Figure 3: Controllability insertion in the control-flow.

Control points of type T2 are OR'ed with the original branch condition to allow the condition to be forced true. Control points of type T3 enable the branch condition to be complemented through an exclusive-OR function. If HTC variables remain in the circuit after control points of type T1, T2, or T3 have been used, a control point of type T4 is added to enable the variables to be loaded from existing PI's. Each test pin can be connected to various decision nodes in the flow graph as long as only one node with augmented controllability is being executed in any clock cycle. The added controllability not only reduces the difficulties of sequential circuit test generation, but it also increases the fault coverage when testing the synthesized circuits. The advantage of controlling the data path through the control of conditional branches is that the area overhead is small and is independent of the width of data registers. Direct control of data register through multiplexers becomes increasingly costly with the increase in data width. From a testability point of view, conditional branches that control loops are far more important than other branches. Therefore, we discuss the loop control in more detail.

#### 3.1 Single Loop

After the controllability of each decision node is computed, nodes that are HTC and nodes that have high K-controllable values are possible candidates for the proposed scheme. Although the technique can augment any decision node in the CDFG, our presentation of this SFT approach will concentrate on improving the controllability of HTC exit nodes of functional loops. In the GCD example, decision node  $\mathbf{B}$  is chosen to demonstrate the advantages of our approach. The *non-controllable* node **B** causes the system to have very low controllability and observability while the locus stays within the loop. Implementation of the proposed testability scheme using a control point C1 of type T1 **AND**'ed with the original loop-exit condition (X!=Y) allows the *locus* to exit the *while* loop using the extra control point C1. With the added controllability, faults activated within the loop can be quickly propagated to the PO's. Test vectors at the PI's can also be applied more efficiently because less time is spent performing operations within the loop.

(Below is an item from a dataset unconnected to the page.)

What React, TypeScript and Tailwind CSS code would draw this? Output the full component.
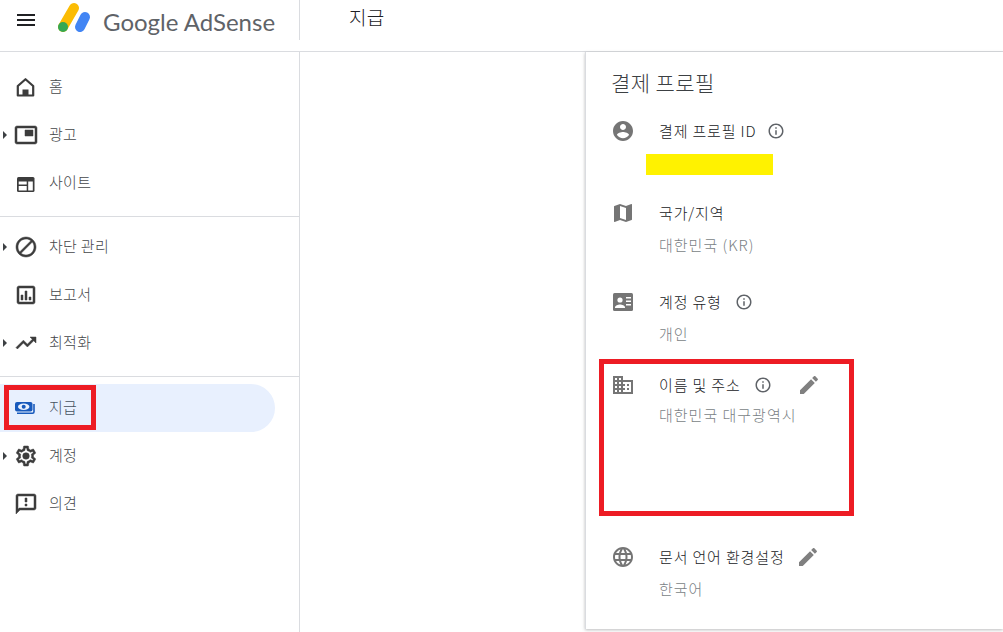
import React from "react";

const P = {
  menu: "M3 18h18v-2H3v2zm0-5h18v-2H3v2zm0-7v2h18V6H3z",
  pip: "M19 7h-8v6h8V7zm2-4H3c-1.1 0-2 .9-2 2v14c0 1.1.9 2 2 2h18c1.1 0 2-.9 2-2V5c0-1.1-.9-2-2-2zm0 16.01H3V4.98h18v14.03z",
  block: "M12 2C6.48 2 2 6.48 2 12s4.48 10 10 10 10-4.48 10-10S17.52 2 12 2zM4 12c0-4.42 3.58-8 8-8 1.85 0 3.55.63 4.9 1.69L5.69 16.9C4.63 15.55 4 13.85 4 12zm8 8c-1.85 0-3.55-.63-4.9-1.69L18.31 7.1C19.37 8.45 20 10.15 20 12c0 4.42-3.58 8-8 8z",
  chart: "M19 3H5c-1.1 0-2 .9-2 2v14c0 1.1.9 2 2 2h14c1.1 0 2-.9 2-2V5c0-1.1-.9-2-2-2zm0 16H5V5h14v14zM7 12h2v5H7zm4-4h2v9h-2zm4 6h2v3h-2z",
  trend: "M16 6l2.29 2.29-4.88 4.88-4-4L2 16.59 3.41 18l6-6 4 4 6.3-6.29L22 12V6z",
  gear: "M19.43 12.98c.04-.32.07-.64.07-.98s-.03-.66-.07-.98l2.11-1.65c.19-.15.24-.42.12-.64l-2-3.46c-.12-.22-.39-.3-.61-.22l-2.49 1c-.52-.4-1.08-.73-1.69-.98l-.38-2.65C14.46 2.18 14.25 2 14 2h-4c-.25 0-.46.18-.49.42l-.38 2.65c-.61.25-1.17.59-1.69.98l-2.49-1c-.23-.09-.49 0-.61.22l-2 3.46c-.13.22-.07.49.12.64l2.11 1.65c-.04.32-.07.65-.07.98s.03.66.07.98l-2.11 1.65c-.19.15-.24.42-.12.64l2 3.46c.12.22.39.3.61.22l2.49-1c.52.4 1.08.73 1.69.98l.38 2.65c.03.24.24.42.49.42h4c.25 0 .46-.18.49-.42l.38-2.65c.61-.25 1.17-.59 1.69-.98l2.49 1c.23.09.49 0 .61-.22l2-3.46c.12-.22.07-.49-.12-.64l-2.11-1.65zM17.45 11.27c.04.31.05.52.05.73 0 .21-.02.43-.05.73l-.14 1.13.89.7 1.08.84-.7 1.21-1.27-.51-1.04-.42-.9.68c-.43.32-.84.56-1.25.73l-1.06.43-.16 1.13-.2 1.35h-1.4l-.19-1.35-.16-1.13-1.06-.43c-.43-.18-.83-.41-1.23-.71l-.91-.7-1.06.43-1.27.51-.7-1.21 1.08-.84.89-.7-.14-1.13c-.03-.31-.05-.54-.05-.74s.02-.43.05-.73l.14-1.13-.89-.7-1.08-.84.7-1.21 1.27.51 1.04.42.9-.68c.43-.32.84-.56 1.25-.73l1.06-.43.16-1.13.2-1.35h1.39l.19 1.35.16 1.13 1.06.43c.43.18.83.41 1.23.71l.91.7 1.06-.43 1.27-.51.7 1.21-1.07.85-.89.7.14 1.13z M12 8.7a3.3 3.3 0 1 0 0 6.6 3.3 3.3 0 0 0 0-6.6z",
  feedback: "M20 2H4c-1.1 0-1.99.9-1.99 2L2 22l4-4h14c1.1 0 2-.9 2-2V4c0-1.1-.9-2-2-2zm0 14H5.17L4 17.17V4h16v12zm-9-4h2v2h-2zm0-6h2v4h-2z",
  account: "M12 2C6.48 2 2 6.48 2 12s4.48 10 10 10 10-4.48 10-10S17.52 2 12 2zm0 3c1.66 0 3 1.34 3 3s-1.34 3-3 3-3-1.34-3-3 1.34-3 3-3zm0 14.2c-2.5 0-4.71-1.28-6-3.22.03-1.99 4-3.08 6-3.08 1.99 0 5.97 1.09 6 3.08-1.29 1.94-3.5 3.22-6 3.22z",
  map: "M20.5 3l-.16.03L15 5.1 9 3 3.36 4.9c-.21.07-.36.25-.36.48V20.5c0 .28.22.5.5.5l.16-.03L9 18.9l6 2.1 5.64-1.9c.21-.07.36-.25.36-.48V3.5c0-.28-.22-.5-.5-.5zM15 19l-6-2.11V5l6 2.11V19z",
  domain: "M12 7V3H2v18h20V7H12zM6 19H4v-2h2v2zm0-4H4v-2h2v2zm0-4H4V9h2v2zm0-4H4V5h2v2zm4 12H8v-2h2v2zm0-4H8v-2h2v2zm0-4H8V9h2v2zm0-4H8V5h2v2zm10 12h-8v-2h2v-2h-2v-2h2v-2h-2V9h8v10zm-2-8h-2v2h2v-2zm0 4h-2v2h2v-2z",
  lang: "M11.99 2C6.47 2 2 6.48 2 12s4.47 10 9.99 10C17.52 22 22 17.52 22 12S17.52 2 11.99 2zm6.93 6h-2.95c-.32-1.25-.78-2.45-1.38-3.56 1.84.63 3.37 1.91 4.33 3.56zM12 4.04c.83 1.2 1.48 2.53 1.91 3.96h-3.82c.43-1.43 1.08-2.76 1.91-3.96zM4.26 14C4.1 13.36 4 12.69 4 12s.1-1.36.26-2h3.38c-.08.66-.14 1.32-.14 2 0 .68.06 1.34.14 2H4.26zm.82 2h2.95c.32 1.25.78 2.45 1.38 3.56-1.84-.63-3.37-1.9-4.33-3.56zm2.95-8H5.08c.96-1.66 2.49-2.93 4.33-3.56C8.81 5.55 8.35 6.75 8.03 8zM12 19.96c-.83-1.2-1.48-2.53-1.91-3.96h3.82c-.43 1.43-1.08 2.76-1.91 3.96zM14.34 14H9.66c-.09-.66-.16-1.32-.16-2 0-.68.07-1.35.16-2h4.68c.09.65.16 1.32.16 2 0 .68-.07 1.34-.16 2zm.25 5.56c.6-1.11 1.06-2.31 1.38-3.56h2.95c-.96 1.65-2.49 2.93-4.33 3.56zM16.36 14c.08-.66.14-1.32.14-2 0-.68-.06-1.34-.14-2h3.38c.16.64.26 1.31.26 2s-.1 1.36-.26 2h-3.38z",
  edit: "M3 17.25V21h3.75L17.81 9.94l-3.75-3.75L3 17.25zM20.71 7.04c.39-.39.39-1.02 0-1.41l-2.34-2.34c-.39-.39-1.02-.39-1.41 0l-1.83 1.83 3.75 3.75 1.83-1.83z",
  info: "M11 7h2v2h-2zm0 4h2v6h-2zm1-9C6.48 2 2 6.48 2 12s4.48 10 10 10 10-4.48 10-10S17.52 2 12 2zm0 18c-4.41 0-8-3.59-8-8s3.59-8 8-8 8 3.59 8 8-3.59 8-8 8z",
};

function Icon({ d, className, bold }: { d: string; className: string; bold?: boolean }) {
  return (
    <svg
      viewBox="0 0 24 24"
      className={className}
      fill="currentColor"
      stroke={bold ? "currentColor" : "none"}
      strokeWidth={bold ? 0.5 : 0}
      aria-hidden="true"
    >
      <path d={d} />
    </svg>
  );
}

function HomeIcon() {
  return (
    <svg viewBox="0 0 24 24" className="w-6 h-6 shrink-0" aria-hidden="true">
      <path d="M11.5 4.2 3.8 11v9.5h15.4V11z" fill="none" stroke="currentColor" strokeWidth="2.2" strokeLinejoin="round" />
      <rect x="8.5" y="14.5" width="6" height="6" fill="currentColor" />
    </svg>
  );
}

function PipIcon() {
  return <Icon d={P.pip} bold className="w-6 h-6 shrink-0" />;
}

function WebIcon() {
  return (
    <svg viewBox="0 0 24 24" className="w-6 h-6 shrink-0" aria-hidden="true">
      <rect x="3" y="6" width="17.5" height="15" rx="1.5" fill="currentColor" />
      <path d="M4.7 10.5h8v3h-8zM4.7 15h8v4.5h-8zM14.2 10.5h4.6v9h-4.6z" fill="#fff" />
    </svg>
  );
}

function PayIcon() {
  return (
    <svg viewBox="0 0 24 24" className="w-6 h-6 shrink-0" aria-hidden="true">
      <rect x="1" y="6" width="17.5" height="9.5" rx="2" fill="currentColor" />
      <ellipse cx="9.7" cy="10.7" rx="5.7" ry="3.2" fill="#e8f0fe" />
      <circle cx="9.7" cy="10.7" r="2" fill="currentColor" />
      <path d="M3 17.3h15.5c1 0 1.5-.5 1.5-1.5V8" fill="none" stroke="currentColor" strokeWidth="1.6" />
    </svg>
  );
}

function CardIcon() {
  return (
    <svg viewBox="0 0 24 24" className="w-6 h-6 text-[#757575] shrink-0" aria-hidden="true">
      <rect x="2" y="3" width="20" height="18" rx="1.5" fill="currentColor" />
      <circle cx="9" cy="10" r="2.6" fill="#fff" />
      <path d="M4 17.5c0-2 3-3 5-3s5 1 5 3V18H4z" fill="#fff" />
      <path d="M15 7h5v1.5h-5zM15 10.5h5V12h-5zM15 14h5v1.5h-5z" fill="#fff" />
    </svg>
  );
}

function Logo() {
  return (
    <svg viewBox="0 0 34 34" className="w-[34px] h-[34px] shrink-0" aria-hidden="true">
      <line x1="5" y1="27" x2="16" y2="8" stroke="#fbbc04" strokeWidth="10" strokeLinecap="round" />
      <circle cx="5" cy="27" r="5" fill="#34a853" />
      <line x1="22" y1="27" x2="27" y2="17" stroke="#4285f4" strokeWidth="10" strokeLinecap="round" />
    </svg>
  );
}

function NavItem({ icon, label, arrow, active }: { icon: React.ReactNode; label: string; arrow?: boolean; active?: boolean }) {
  return (
    <div
      className={
        active
          ? "h-12 w-[275px] flex items-center rounded-r-full bg-[#e8f0fe] text-[#185abc]"
          : "h-12 w-[275px] flex items-center text-[#3c3c3c]"
      }
    >
      <div className="w-[14px] shrink-0 flex items-center justify-start pl-[3px]">
        {arrow && <div className="w-0 h-0 border-y-[4px] border-y-transparent border-l-[4px] border-l-[#3c4043]" />}
      </div>
      {icon}
      <span className={"ml-[11px] text-[15px] leading-5 tracking-[0.3px] font-light -translate-y-[1px] " + (active ? "text-[#45525f]" : "text-[#45474a]")}>
        {label}
      </span>
    </div>
  );
}

function InfoIcon() {
  return <Icon d={P.info} className="w-[18px] h-[18px] text-[#5f6368] shrink-0" />;
}

function EditIcon() {
  return <Icon d={P.edit} className="w-6 h-6 text-[#808080] shrink-0" />;
}

function Row({
  icon,
  label,
  value,
  after,
  className,
}: {
  icon: React.ReactNode;
  label: string;
  value?: React.ReactNode;
  after?: React.ReactNode;
  className?: string;
}) {
  return (
    <div className={"flex " + (className ?? "")}>
      <div className="w-[48px] h-6 flex items-center">{icon}</div>
      <div className="flex flex-col">
        <div className="h-6 flex items-center text-[15px] text-[#202124]">
          <span className="tracking-[0.85px] font-light">{label}</span>
          {after}
        </div>
        {value}
      </div>
    </div>
  );
}

function Value({ children, className }: { children: React.ReactNode; className: string }) {
  return <div className={"h-5 leading-5 text-[15px] tracking-[1px] font-light text-[#7a7f85] " + className}>{children}</div>;
}

export default function App() {
  return (
    <div
      className="relative w-[1003px] h-[632px] overflow-hidden bg-white flex flex-col"
      style={{ fontFamily: '"Noto Sans CJK KR", Roboto, sans-serif' }}
    >
      <header className="h-[52px] shrink-0 border-b border-[#dadce0] flex items-start">
        <div className="w-[300px] h-10 shrink-0 flex items-center border-r border-[#dadce0]">
          <Icon d={P.menu} className="ml-[14px] w-6 h-6 text-[#202124] shrink-0" />
          <div className="ml-[20px] self-start"><Logo /></div>
          <span
            className="ml-[11px] text-[24px] leading-none text-[#5f6368] whitespace-nowrap mt-[3px]"
            style={{ fontFamily: 'Lato, Roboto, sans-serif' }}
          >
            Google AdSense
          </span>
        </div>
        <div className="ml-[49px] h-[35px] flex items-center text-[19px] tracking-[0.3px] font-light text-[#202124]">지급</div>
      </header>

      <div className="flex-1 flex min-h-0">
        <nav className="w-[300px] shrink-0 border-r border-[#dadce0] flex flex-col">
          <div className="pt-[11px] pb-[9px] border-b border-[#dadce0]">
            <NavItem icon={<HomeIcon />} label="홈" />
            <NavItem icon={<PipIcon />} label="광고" arrow />
            <NavItem icon={<WebIcon />} label="사이트" />
          </div>
          <div className="pt-[6px] pb-[9px] border-b border-[#dadce0]">
            <NavItem icon={<Icon d={P.block} bold className="w-6 h-6 shrink-0" />} label="차단 관리" arrow />
            <NavItem icon={<Icon d={P.chart} bold className="w-6 h-6 shrink-0" />} label="보고서" />
            <NavItem icon={<Icon d={P.trend} bold className="w-6 h-6 shrink-0" />} label="최적화" arrow />
          </div>
          <div className="pt-[7px]">
            <NavItem icon={<PayIcon />} label="지급" active />
            <NavItem icon={<Icon d={P.gear} bold className="w-6 h-6 shrink-0" />} label="계정" arrow />
            <NavItem icon={<Icon d={P.feedback} bold className="w-6 h-6 shrink-0" />} label="의견" />
          </div>
        </nav>

        <div className="flex-1" />

        <section className="w-[418px] shrink-0 h-[577px] bg-white border-l border-[#dadce0] shadow-[0_1px_3px_rgba(60,64,67,0.35)] pl-[25px] pt-[15px]">
          <h2 className="h-[30px] leading-[30px] text-[21px] tracking-[0.4px] font-light text-[#3c4043]">결제 프로필</h2>
          <Row
            className="mt-[22px]"
            icon={<Icon d={P.account} className="w-6 h-6 text-[#757575]" />}
            label="결제 프로필 ID"
            after={<div className="ml-[11px]"><InfoIcon /></div>}
          />
          <div className="ml-[35px] mt-[11px] w-[127px] h-[21px] bg-[#fff200]" />
          <Row
            className="mt-[26px]"
            icon={<Icon d={P.map} className="w-6 h-6 text-[#757575]" />}
            label="국가/지역"
            value={<Value className="mt-[10px]">대한민국 (KR)</Value>}
          />
          <Row
            className="mt-[35px]"
            icon={<CardIcon />}
            label="계정 유형"
            after={<div className="ml-[13px]"><InfoIcon /></div>}
            value={<Value className="mt-[10px]">개인</Value>}
          />
          <Row
            className="mt-[29px]"
            icon={<Icon d={P.domain} className="w-6 h-6 text-[#757575]" />}
            label="이름 및 주소"
            after={
              <>
                <div className="ml-[13px]"><InfoIcon /></div>
                <div className="ml-[25px]"><EditIcon /></div>
              </>
            }
            value={<Value className="mt-[8px]">대한민국 대구광역시</Value>}
          />
          <Row
            className="mt-[120px]"
            icon={<Icon d={P.lang} className="w-6 h-6 text-[#757575]" />}
            label="문서 언어 환경설정"
            after={<div className="ml-[11px]"><EditIcon /></div>}
            value={<Value className="mt-[10px]">한국어</Value>}
          />
        </section>
      </div>

      <div className="absolute left-[4px] top-[385px] w-[92px] h-[45px] border-[5px] border-[#ed1c24]" />
      <div className="absolute left-[599px] top-[359px] w-[255px] h-[157px] border-[5px] border-[#ed1c24]" />
    </div>
  );
}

Additional improvements in controllability can be made by adding a control point of type T2. Control point C1 of type T1 is AND'ed with the original loopexit condition (X!=Y); then the result is OR'ed with control point C2 of type T2. While control point C1 allows the *locus* of the system to escape the *while* loop without completing the computation, control point C2 enables the *locus* to stay within the loop even after the result has been calculated. The purpose of **C2** is to activate certain faults within the loop when those faults cannot be activated under normal circumstances. Thus, by using two extra test signals to guide the direction of control flow, the test generator is able to create vectors that activate more faults.

Another variation of this approach is to use a single control point, C3 of type T3, that is **exclusive-OR**'ed with the original branch condition. The use of control point C3 allows the *locus* of the system to escape the *while* loop early or remain in the loop longer than it normally would. This modified approach is especially useful for reducing the number of test pins when multiple decision nodes are to be controlled independently.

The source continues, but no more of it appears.